[Dataset records]
-=-=-
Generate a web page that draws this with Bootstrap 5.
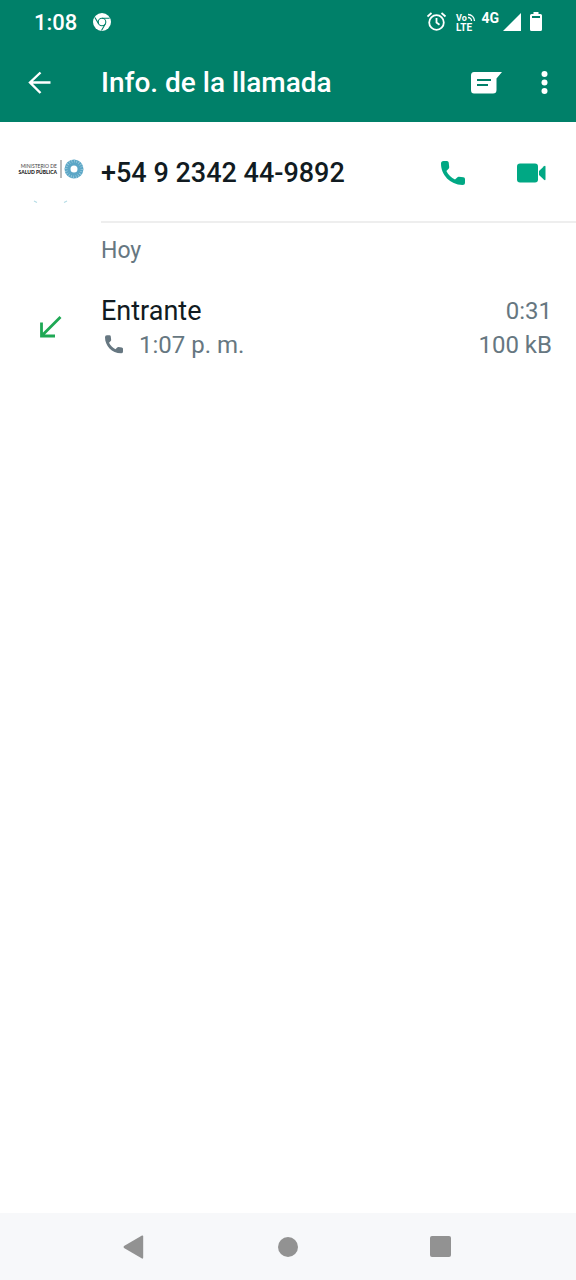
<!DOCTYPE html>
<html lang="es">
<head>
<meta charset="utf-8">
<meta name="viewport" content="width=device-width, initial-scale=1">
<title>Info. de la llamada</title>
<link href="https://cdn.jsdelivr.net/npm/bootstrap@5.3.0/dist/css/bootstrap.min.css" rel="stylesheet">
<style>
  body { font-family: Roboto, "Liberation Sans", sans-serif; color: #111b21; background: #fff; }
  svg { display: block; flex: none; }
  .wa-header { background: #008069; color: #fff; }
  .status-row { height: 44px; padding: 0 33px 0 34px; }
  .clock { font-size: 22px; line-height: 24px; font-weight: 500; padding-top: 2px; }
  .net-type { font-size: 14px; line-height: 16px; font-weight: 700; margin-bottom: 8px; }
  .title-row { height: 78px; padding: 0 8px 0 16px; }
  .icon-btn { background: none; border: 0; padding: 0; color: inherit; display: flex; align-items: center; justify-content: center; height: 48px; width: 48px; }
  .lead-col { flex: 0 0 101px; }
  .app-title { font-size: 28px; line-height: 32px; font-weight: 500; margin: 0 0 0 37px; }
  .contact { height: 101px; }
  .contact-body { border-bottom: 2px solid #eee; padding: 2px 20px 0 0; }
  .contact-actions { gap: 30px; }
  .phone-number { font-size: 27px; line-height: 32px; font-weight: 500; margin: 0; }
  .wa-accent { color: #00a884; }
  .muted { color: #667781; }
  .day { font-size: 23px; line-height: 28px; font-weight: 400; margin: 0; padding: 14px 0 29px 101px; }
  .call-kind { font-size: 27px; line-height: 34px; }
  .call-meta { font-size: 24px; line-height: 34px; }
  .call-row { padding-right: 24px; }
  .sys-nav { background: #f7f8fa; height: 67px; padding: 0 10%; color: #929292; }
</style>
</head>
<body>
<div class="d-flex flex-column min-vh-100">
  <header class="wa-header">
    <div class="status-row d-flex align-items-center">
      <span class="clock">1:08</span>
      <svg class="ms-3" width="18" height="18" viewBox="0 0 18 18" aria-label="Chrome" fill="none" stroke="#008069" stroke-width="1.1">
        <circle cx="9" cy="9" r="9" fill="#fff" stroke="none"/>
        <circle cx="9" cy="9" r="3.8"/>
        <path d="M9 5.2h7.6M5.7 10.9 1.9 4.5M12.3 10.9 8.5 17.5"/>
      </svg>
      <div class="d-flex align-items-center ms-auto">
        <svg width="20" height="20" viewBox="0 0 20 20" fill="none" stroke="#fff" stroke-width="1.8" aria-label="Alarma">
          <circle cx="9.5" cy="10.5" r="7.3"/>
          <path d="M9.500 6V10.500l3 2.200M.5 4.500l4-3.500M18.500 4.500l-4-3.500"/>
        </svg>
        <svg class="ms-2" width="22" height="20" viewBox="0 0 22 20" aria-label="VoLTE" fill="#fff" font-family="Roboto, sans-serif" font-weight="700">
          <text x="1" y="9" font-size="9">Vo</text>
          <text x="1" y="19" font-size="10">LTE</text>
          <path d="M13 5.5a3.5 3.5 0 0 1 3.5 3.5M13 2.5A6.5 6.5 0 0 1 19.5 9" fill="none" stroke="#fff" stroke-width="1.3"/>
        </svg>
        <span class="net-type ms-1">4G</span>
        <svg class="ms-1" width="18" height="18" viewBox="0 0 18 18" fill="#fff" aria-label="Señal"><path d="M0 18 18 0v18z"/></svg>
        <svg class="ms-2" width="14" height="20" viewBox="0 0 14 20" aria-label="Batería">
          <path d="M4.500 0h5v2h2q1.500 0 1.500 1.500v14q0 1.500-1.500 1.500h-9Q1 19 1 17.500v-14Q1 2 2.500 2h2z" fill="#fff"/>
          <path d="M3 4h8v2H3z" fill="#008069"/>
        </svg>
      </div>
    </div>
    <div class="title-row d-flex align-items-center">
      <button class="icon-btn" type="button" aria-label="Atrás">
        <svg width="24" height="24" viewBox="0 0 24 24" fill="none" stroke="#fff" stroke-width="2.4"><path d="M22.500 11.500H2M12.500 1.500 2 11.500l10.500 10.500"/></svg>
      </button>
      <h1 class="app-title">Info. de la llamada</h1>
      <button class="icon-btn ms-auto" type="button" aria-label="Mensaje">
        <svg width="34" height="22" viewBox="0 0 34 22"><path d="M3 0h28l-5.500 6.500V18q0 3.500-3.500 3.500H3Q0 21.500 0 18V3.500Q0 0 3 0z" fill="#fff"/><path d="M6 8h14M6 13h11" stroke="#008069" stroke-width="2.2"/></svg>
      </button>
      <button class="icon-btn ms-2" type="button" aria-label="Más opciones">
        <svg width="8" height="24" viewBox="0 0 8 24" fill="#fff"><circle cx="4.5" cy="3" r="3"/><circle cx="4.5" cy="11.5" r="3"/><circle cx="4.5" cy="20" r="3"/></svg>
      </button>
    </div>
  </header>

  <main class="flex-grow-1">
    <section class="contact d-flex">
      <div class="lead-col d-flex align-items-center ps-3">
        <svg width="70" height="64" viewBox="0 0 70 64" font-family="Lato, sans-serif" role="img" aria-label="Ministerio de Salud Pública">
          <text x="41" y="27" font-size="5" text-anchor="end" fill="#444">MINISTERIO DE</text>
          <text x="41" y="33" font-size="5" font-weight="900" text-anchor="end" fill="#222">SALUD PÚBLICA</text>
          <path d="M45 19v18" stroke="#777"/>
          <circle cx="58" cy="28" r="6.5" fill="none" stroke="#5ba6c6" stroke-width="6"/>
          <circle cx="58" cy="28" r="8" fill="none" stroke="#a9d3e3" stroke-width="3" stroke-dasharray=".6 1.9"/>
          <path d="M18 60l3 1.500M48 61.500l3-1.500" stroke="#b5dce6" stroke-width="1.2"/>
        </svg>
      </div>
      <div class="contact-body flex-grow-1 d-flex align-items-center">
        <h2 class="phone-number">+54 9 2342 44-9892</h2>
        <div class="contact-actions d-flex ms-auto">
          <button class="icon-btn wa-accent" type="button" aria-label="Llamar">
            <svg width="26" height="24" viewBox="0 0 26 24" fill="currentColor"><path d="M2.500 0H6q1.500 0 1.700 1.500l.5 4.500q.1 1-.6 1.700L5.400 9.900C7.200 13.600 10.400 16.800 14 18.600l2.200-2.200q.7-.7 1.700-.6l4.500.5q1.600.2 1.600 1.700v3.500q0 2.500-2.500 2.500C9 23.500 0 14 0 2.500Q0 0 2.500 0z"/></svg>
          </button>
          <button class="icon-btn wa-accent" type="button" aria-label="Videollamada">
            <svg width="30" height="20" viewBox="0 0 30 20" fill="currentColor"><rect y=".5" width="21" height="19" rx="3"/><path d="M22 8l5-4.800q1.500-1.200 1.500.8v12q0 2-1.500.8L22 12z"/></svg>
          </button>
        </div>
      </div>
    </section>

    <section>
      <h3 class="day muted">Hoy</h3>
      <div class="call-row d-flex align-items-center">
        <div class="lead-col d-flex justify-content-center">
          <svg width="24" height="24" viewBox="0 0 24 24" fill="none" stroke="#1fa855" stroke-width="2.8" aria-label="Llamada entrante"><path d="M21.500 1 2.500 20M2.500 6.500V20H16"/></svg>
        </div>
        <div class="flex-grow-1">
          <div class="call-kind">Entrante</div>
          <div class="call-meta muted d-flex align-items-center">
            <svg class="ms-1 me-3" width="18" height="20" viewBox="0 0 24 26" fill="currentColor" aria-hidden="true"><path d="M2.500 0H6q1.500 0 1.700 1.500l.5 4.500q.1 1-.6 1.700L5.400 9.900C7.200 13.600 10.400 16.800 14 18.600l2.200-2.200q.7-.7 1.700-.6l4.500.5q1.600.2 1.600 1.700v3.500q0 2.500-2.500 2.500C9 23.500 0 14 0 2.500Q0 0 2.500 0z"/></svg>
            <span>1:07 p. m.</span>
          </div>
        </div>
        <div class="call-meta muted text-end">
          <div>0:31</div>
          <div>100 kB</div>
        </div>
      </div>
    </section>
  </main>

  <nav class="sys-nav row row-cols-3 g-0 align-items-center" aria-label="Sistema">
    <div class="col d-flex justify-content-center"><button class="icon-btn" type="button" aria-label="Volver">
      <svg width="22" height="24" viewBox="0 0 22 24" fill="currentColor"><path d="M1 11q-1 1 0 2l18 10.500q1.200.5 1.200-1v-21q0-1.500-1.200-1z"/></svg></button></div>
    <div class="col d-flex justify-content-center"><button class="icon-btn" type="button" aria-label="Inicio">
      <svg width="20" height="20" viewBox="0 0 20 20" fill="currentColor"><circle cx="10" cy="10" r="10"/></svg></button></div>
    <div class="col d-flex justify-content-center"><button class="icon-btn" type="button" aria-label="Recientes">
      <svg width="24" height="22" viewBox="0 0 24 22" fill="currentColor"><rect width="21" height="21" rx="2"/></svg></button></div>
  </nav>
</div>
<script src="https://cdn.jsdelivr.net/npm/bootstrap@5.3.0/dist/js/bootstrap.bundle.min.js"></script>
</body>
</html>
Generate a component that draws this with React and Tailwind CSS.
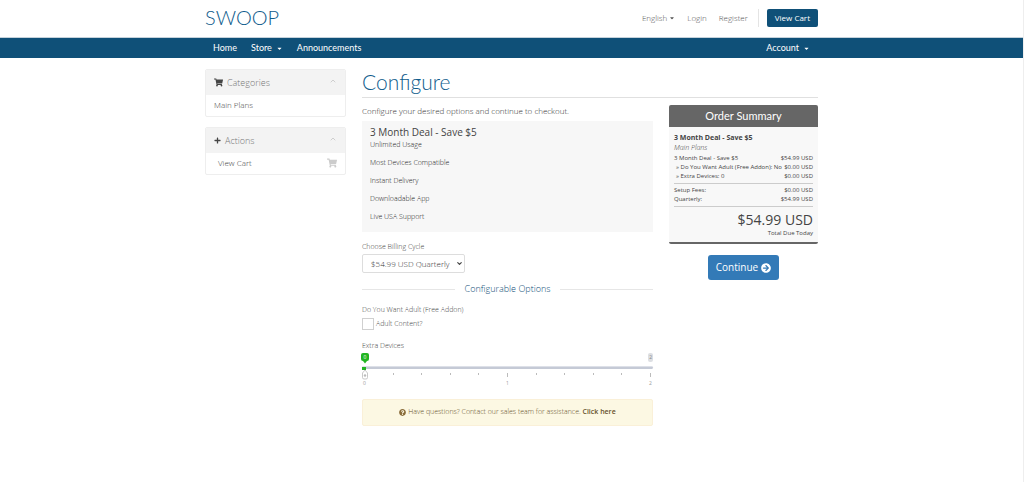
-=-=-
▸ **What you should do**: In the entries above, find every line holding the word "Generate" and copy it out.

▸ **Response**:
Generate a web page that draws this with Bootstrap 5.
Generate a component that draws this with React and Tailwind CSS.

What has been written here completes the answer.